LSTD 1113 & 1133 – Composition I & II
The basic practices of English Composition prepare learners to write effectively and to think critically. When you learn to write well, you learn to think well, and you learn to read well. In every facet of life, thinking clearly and expressing ourselves in ways that are engaging and not demonizing of others is critically important. One of the basic tenets of a university education is the ability to think and write in ways that engage others, ways that communicate our point of view without being threatening but rather inviting, and becoming an involved citizen and contributor to the society of which we are a part.

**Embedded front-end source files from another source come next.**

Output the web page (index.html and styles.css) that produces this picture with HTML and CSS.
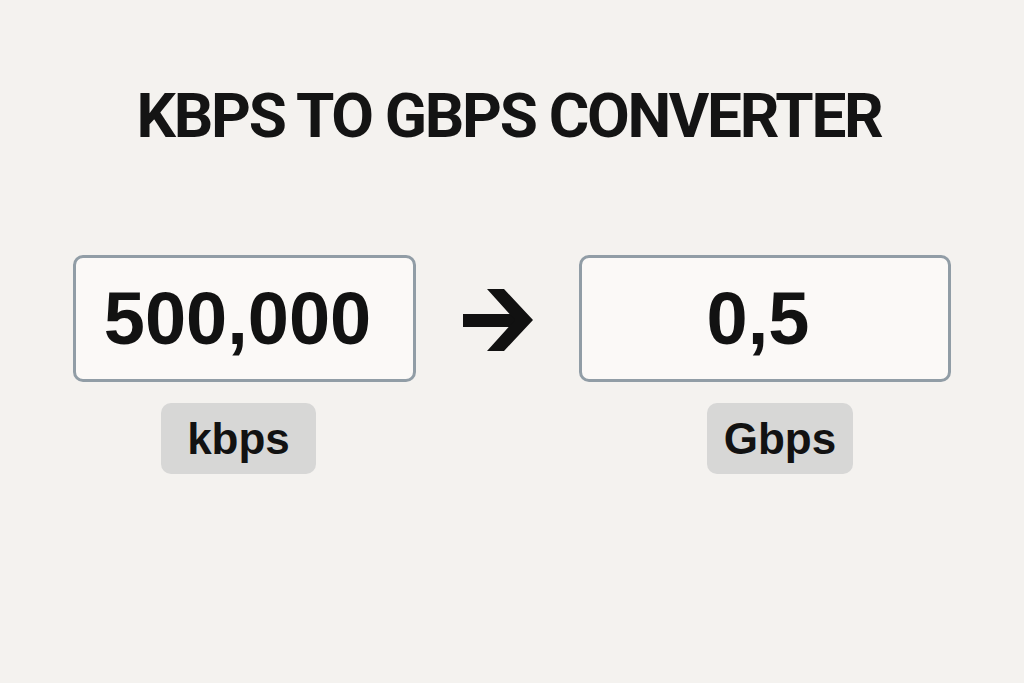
FILE: index.html
```html
<!DOCTYPE html>
<html lang="en">
<head>
<meta charset="utf-8">
<title>Kbps to Gbps Converter</title>
<link rel="stylesheet" href="styles.css">
</head>
<body>
<main class="page">
  <h1 class="title">KBPS TO GBPS CONVERTER</h1>
  <div class="row">
    <div class="col col-in">
      <div class="box box-in">500,000</div>
      <div class="unit unit-in">kbps</div>
    </div>
    <div class="arrow">
      <svg width="70" height="62" viewBox="0 0 70 62" aria-hidden="true">
        <rect x="0" y="25" width="56" height="13" fill="#111"/>
        <polygon points="24,0 41,0 70,31 41,62 24,62 52,31" fill="#111"/>
      </svg>
    </div>
    <div class="col col-out">
      <div class="box box-out">0,5</div>
      <div class="unit unit-out">Gbps</div>
    </div>
  </div>
</main>
</body>
</html>
```

FILE: styles.css
```css
html, body {
  margin: 0;
  padding: 0;
}
body {
  background: #f4f2ef;
  width: 1024px;
  height: 683px;
  overflow: hidden;
  font-family: "Liberation Sans", Arial, sans-serif;
  color: #111;
}
.page {
  display: flex;
  flex-direction: column;
  padding-top: 85px;
}
.title {
  margin: 0;
  font-family: Roboto, "Liberation Sans", sans-serif;
  font-weight: 700;
  font-size: 62px;
  line-height: 1;
  letter-spacing: -2.3px;
  text-align: center;
  padding-right: 6px;
  color: #141414;
}
.row {
  display: flex;
  align-items: flex-start;
  margin-top: 108px;
  padding-left: 73px;
}
.col {
  display: flex;
  flex-direction: column;
  align-items: flex-start;
  gap: 21px;
}
.box {
  box-sizing: border-box;
  height: 127px;
  border: 3px solid #919da6;
  border-radius: 10px;
  background: #fbf9f7;
  display: flex;
  align-items: center;
  justify-content: center;
  font-weight: 700;
  font-size: 74px;
  line-height: 1;
  color: #121212;
}
.box-in {
  width: 343px;
  padding-right: 14px;
}
.box-out {
  width: 372px;
  padding-right: 14px;
}
.arrow {
  height: 127px;
  display: flex;
  align-items: center;
  margin: 0 46px 0 47px;
}
.arrow svg {
  display: block;
  margin-top: 2px;
}
.unit {
  box-sizing: border-box;
  height: 71px;
  border-radius: 10px;
  background: #d7d7d6;
  display: flex;
  align-items: center;
  justify-content: center;
  font-weight: 700;
  font-size: 44px;
  line-height: 1;
  color: #121212;
}
.unit-in {
  width: 155px;
  margin-left: 88px;
}
.unit-out {
  width: 146px;
  margin-left: 128px;
}
```
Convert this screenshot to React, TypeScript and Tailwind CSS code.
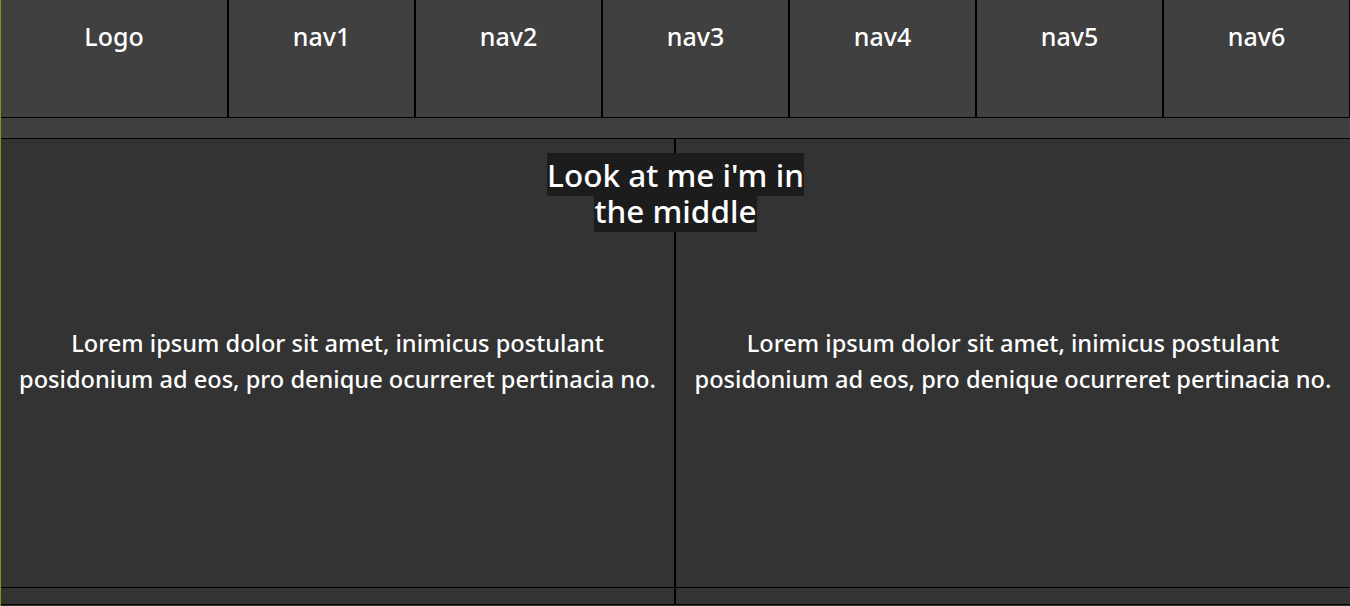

This class approaches writing beginning with what you already know. You have the opportunity to share some of your story, your academic history and journey. In addition to beginning with your own experience, each week we work on “low stakes” writing assignments that allow you to practice without being penalized if you don’t write grammatically perfect sentences. By the time you get to the larger essay assignments, you have more confidence and security in your writing.
The other reason this class is cool is because you can always revise what you submit. Even when you submit a final paper, you have the opportunity to rewrite the assignment if you’re not pleased with the grade. Through low stakes writing practice and opportunities for continuous revision, you will gain confidence in your own writing ability.
“I hope students realize that writing is a skill that can be learned…just like riding a bike or solving a math equation,” said current instructor Rhonda Dean-Kyncl. “We aren’t born good writers; we learn to be good writers. I hope students leave this class knowing they made progress in their ability to engage an audience and communicate with that audience by writing clearly, effectively, and persuasively. I hope every time a student sits down and sends an email to her boss, a letter to the editor, or a memo to a colleague, they do it with confidence. I also hope they learn to always revise: write, rewrite, and rewrite some more. I hope they never again think you can just pour sentences and paragraphs onto a page that are perfectly constructed. I also hope students will view writing as a communal process. We all need the feedback and input of others.”
This class teaches you that through critical reading and an openness to others, we can always learn more, and that writing can become a practiced and practical skill. By learning writing practices that help us imagine new possibilities for our workplaces and communities, we can then enact those possibilities through the written word, inspire others, and perhaps even enact change.